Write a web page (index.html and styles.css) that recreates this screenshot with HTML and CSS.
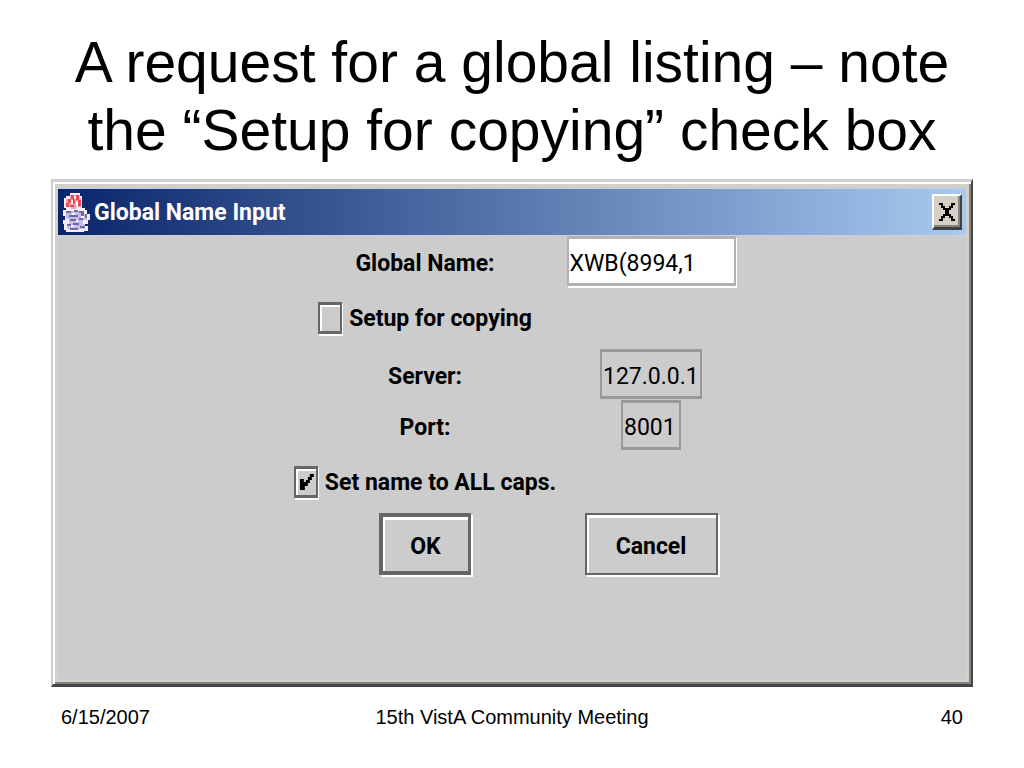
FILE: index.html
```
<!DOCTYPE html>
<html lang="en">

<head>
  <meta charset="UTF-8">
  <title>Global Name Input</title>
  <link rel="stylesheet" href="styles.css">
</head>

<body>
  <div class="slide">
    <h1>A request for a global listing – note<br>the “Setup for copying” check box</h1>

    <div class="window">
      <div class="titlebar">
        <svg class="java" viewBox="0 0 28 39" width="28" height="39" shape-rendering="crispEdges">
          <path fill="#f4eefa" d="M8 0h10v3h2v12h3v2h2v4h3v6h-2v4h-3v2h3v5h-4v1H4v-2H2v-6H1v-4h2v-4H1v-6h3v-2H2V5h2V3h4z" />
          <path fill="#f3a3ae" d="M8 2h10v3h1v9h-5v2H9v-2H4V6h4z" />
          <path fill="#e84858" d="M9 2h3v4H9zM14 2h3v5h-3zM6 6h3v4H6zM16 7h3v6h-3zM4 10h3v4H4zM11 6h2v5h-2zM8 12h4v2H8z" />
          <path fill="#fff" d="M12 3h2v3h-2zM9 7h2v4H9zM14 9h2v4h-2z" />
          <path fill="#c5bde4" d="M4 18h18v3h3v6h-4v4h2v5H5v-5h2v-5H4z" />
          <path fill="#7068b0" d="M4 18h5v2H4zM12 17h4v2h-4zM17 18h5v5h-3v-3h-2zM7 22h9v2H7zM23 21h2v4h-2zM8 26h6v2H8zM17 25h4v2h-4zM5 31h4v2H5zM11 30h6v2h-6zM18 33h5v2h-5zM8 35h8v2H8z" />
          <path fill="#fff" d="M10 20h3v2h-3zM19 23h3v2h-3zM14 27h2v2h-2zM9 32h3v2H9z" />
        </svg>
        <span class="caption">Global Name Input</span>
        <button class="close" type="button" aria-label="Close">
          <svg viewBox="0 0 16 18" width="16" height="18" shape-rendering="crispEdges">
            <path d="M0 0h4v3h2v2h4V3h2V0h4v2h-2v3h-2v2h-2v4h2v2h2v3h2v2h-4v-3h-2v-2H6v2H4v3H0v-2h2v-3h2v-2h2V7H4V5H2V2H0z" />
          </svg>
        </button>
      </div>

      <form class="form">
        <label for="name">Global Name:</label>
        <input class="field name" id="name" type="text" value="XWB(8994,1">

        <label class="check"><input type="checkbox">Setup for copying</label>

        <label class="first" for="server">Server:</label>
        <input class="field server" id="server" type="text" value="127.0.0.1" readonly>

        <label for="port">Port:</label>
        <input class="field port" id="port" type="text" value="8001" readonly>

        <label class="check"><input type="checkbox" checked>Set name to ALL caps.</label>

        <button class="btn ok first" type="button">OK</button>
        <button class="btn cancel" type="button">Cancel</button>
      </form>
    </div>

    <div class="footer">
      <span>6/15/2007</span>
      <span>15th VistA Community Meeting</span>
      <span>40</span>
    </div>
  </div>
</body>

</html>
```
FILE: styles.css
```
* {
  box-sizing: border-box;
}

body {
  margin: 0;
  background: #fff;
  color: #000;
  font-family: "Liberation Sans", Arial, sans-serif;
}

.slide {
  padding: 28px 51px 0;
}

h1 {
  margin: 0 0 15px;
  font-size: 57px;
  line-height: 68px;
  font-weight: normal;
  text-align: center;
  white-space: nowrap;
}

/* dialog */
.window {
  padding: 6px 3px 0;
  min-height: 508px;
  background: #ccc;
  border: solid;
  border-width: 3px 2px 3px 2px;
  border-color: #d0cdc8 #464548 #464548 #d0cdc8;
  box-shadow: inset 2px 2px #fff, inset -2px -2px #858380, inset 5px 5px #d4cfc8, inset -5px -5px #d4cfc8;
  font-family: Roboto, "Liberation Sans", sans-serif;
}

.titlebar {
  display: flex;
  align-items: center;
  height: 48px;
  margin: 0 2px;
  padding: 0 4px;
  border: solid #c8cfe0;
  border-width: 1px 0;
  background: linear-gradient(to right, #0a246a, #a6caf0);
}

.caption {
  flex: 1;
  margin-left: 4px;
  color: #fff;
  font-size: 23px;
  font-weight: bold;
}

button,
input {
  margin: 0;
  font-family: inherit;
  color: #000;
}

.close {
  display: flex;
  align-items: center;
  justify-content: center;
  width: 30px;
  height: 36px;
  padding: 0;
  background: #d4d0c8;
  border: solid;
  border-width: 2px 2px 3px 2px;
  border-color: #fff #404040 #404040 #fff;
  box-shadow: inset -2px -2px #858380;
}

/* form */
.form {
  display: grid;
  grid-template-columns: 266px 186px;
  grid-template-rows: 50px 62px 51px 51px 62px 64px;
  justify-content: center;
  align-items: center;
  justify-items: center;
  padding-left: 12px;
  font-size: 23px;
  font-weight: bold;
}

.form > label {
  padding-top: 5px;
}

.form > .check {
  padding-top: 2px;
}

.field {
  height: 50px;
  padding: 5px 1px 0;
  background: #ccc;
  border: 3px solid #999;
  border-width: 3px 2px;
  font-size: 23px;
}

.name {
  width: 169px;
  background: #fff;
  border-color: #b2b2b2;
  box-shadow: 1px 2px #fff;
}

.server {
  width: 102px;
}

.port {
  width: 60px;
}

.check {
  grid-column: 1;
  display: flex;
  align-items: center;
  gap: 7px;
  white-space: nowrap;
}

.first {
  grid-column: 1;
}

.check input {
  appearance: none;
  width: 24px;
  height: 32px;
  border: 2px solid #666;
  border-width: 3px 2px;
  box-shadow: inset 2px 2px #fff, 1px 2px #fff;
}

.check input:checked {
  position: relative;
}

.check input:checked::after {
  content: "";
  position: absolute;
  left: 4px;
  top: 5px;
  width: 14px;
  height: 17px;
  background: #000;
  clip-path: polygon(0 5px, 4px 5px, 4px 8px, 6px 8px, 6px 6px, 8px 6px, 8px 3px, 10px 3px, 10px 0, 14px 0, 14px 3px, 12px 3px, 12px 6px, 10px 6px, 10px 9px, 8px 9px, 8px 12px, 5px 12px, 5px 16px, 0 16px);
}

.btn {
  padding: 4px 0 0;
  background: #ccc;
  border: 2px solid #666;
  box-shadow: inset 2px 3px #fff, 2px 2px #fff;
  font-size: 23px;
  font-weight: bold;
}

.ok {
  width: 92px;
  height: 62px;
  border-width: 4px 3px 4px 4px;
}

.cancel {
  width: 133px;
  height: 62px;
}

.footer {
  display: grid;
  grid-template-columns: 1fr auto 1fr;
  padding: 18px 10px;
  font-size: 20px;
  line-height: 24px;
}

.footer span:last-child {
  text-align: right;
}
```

————————

- _YOUR INSTRUCTIONS_: Every line is to be duplicated exactly, though pictures stay out.

- _COMPLETE OUTPUT_:
Write a web page (index.html and styles.css) that recreates this screenshot with HTML and CSS.
FILE: index.html
```
<!DOCTYPE html>
<html lang="en">

<head>
  <meta charset="UTF-8">
  <title>Global Name Input</title>
  <link rel="stylesheet" href="styles.css">
</head>

<body>
  <div class="slide">
    <h1>A request for a global listing – note<br>the “Setup for copying” check box</h1>

    <div class="window">
      <div class="titlebar">
        <svg class="java" viewBox="0 0 28 39" width="28" height="39" shape-rendering="crispEdges">
          <path fill="#f4eefa" d="M8 0h10v3h2v12h3v2h2v4h3v6h-2v4h-3v2h3v5h-4v1H4v-2H2v-6H1v-4h2v-4H1v-6h3v-2H2V5h2V3h4z" />
          <path fill="#f3a3ae" d="M8 2h10v3h1v9h-5v2H9v-2H4V6h4z" />
          <path fill="#e84858" d="M9 2h3v4H9zM14 2h3v5h-3zM6 6h3v4H6zM16 7h3v6h-3zM4 10h3v4H4zM11 6h2v5h-2zM8 12h4v2H8z" />
          <path fill="#fff" d="M12 3h2v3h-2zM9 7h2v4H9zM14 9h2v4h-2z" />
          <path fill="#c5bde4" d="M4 18h18v3h3v6h-4v4h2v5H5v-5h2v-5H4z" />
          <path fill="#7068b0" d="M4 18h5v2H4zM12 17h4v2h-4zM17 18h5v5h-3v-3h-2zM7 22h9v2H7zM23 21h2v4h-2zM8 26h6v2H8zM17 25h4v2h-4zM5 31h4v2H5zM11 30h6v2h-6zM18 33h5v2h-5zM8 35h8v2H8z" />
          <path fill="#fff" d="M10 20h3v2h-3zM19 23h3v2h-3zM14 27h2v2h-2zM9 32h3v2H9z" />
        </svg>
        <span class="caption">Global Name Input</span>
        <button class="close" type="button" aria-label="Close">
          <svg viewBox="0 0 16 18" width="16" height="18" shape-rendering="crispEdges">
            <path d="M0 0h4v3h2v2h4V3h2V0h4v2h-2v3h-2v2h-2v4h2v2h2v3h2v2h-4v-3h-2v-2H6v2H4v3H0v-2h2v-3h2v-2h2V7H4V5H2V2H0z" />
          </svg>
        </button>
      </div>

      <form class="form">
        <label for="name">Global Name:</label>
        <input class="field name" id="name" type="text" value="XWB(8994,1">

        <label class="check"><input type="checkbox">Setup for copying</label>

        <label class="first" for="server">Server:</label>
        <input class="field server" id="server" type="text" value="127.0.0.1" readonly>

        <label for="port">Port:</label>
        <input class="field port" id="port" type="text" value="8001" readonly>

        <label class="check"><input type="checkbox" checked>Set name to ALL caps.</label>

        <button class="btn ok first" type="button">OK</button>
        <button class="btn cancel" type="button">Cancel</button>
      </form>
    </div>

    <div class="footer">
      <span>6/15/2007</span>
      <span>15th VistA Community Meeting</span>
      <span>40</span>
    </div>
  </div>
</body>

</html>
```
FILE: styles.css
```
* {
  box-sizing: border-box;
}

body {
  margin: 0;
  background: #fff;
  color: #000;
  font-family: "Liberation Sans", Arial, sans-serif;
}

.slide {
  padding: 28px 51px 0;
}

h1 {
  margin: 0 0 15px;
  font-size: 57px;
  line-height: 68px;
  font-weight: normal;
  text-align: center;
  white-space: nowrap;
}

/* dialog */
.window {
  padding: 6px 3px 0;
  min-height: 508px;
  background: #ccc;
  border: solid;
  border-width: 3px 2px 3px 2px;
  border-color: #d0cdc8 #464548 #464548 #d0cdc8;
  box-shadow: inset 2px 2px #fff, inset -2px -2px #858380, inset 5px 5px #d4cfc8, inset -5px -5px #d4cfc8;
  font-family: Roboto, "Liberation Sans", sans-serif;
}

.titlebar {
  display: flex;
  align-items: center;
  height: 48px;
  margin: 0 2px;
  padding: 0 4px;
  border: solid #c8cfe0;
  border-width: 1px 0;
  background: linear-gradient(to right, #0a246a, #a6caf0);
}

.caption {
  flex: 1;
  margin-left: 4px;
  color: #fff;
  font-size: 23px;
  font-weight: bold;
}

button,
input {
  margin: 0;
  font-family: inherit;
  color: #000;
}

.close {
  display: flex;
  align-items: center;
  justify-content: center;
  width: 30px;
  height: 36px;
  padding: 0;
  background: #d4d0c8;
  border: solid;
  border-width: 2px 2px 3px 2px;
  border-color: #fff #404040 #404040 #fff;
  box-shadow: inset -2px -2px #858380;
}

/* form */
.form {
  display: grid;
  grid-template-columns: 266px 186px;
  grid-template-rows: 50px 62px 51px 51px 62px 64px;
  justify-content: center;
  align-items: center;
  justify-items: center;
  padding-left: 12px;
  font-size: 23px;
  font-weight: bold;
}

.form > label {
  padding-top: 5px;
}

.form > .check {
  padding-top: 2px;
}

.field {
  height: 50px;
  padding: 5px 1px 0;
  background: #ccc;
  border: 3px solid #999;
  border-width: 3px 2px;
  font-size: 23px;
}

.name {
  width: 169px;
  background: #fff;
  border-color: #b2b2b2;
  box-shadow: 1px 2px #fff;
}

.server {
  width: 102px;
}

.port {
  width: 60px;
}

.check {
  grid-column: 1;
  display: flex;
  align-items: center;
  gap: 7px;
  white-space: nowrap;
}

.first {
  grid-column: 1;
}

.check input {
  appearance: none;
  width: 24px;
  height: 32px;
  border: 2px solid #666;
  border-width: 3px 2px;
  box-shadow: inset 2px 2px #fff, 1px 2px #fff;
}

.check input:checked {
  position: relative;
}

.check input:checked::after {
  content: "";
  position: absolute;
  left: 4px;
  top: 5px;
  width: 14px;
  height: 17px;
  background: #000;
  clip-path: polygon(0 5px, 4px 5px, 4px 8px, 6px 8px, 6px 6px, 8px 6px, 8px 3px, 10px 3px, 10px 0, 14px 0, 14px 3px, 12px 3px, 12px 6px, 10px 6px, 10px 9px, 8px 9px, 8px 12px, 5px 12px, 5px 16px, 0 16px);
}

.btn {
  padding: 4px 0 0;
  background: #ccc;
  border: 2px solid #666;
  box-shadow: inset 2px 3px #fff, 2px 2px #fff;
  font-size: 23px;
  font-weight: bold;
}

.ok {
  width: 92px;
  height: 62px;
  border-width: 4px 3px 4px 4px;
}

.cancel {
  width: 133px;
  height: 62px;
}

.footer {
  display: grid;
  grid-template-columns: 1fr auto 1fr;
  padding: 18px 10px;
  font-size: 20px;
  line-height: 24px;
}

.footer span:last-child {
  text-align: right;
}
```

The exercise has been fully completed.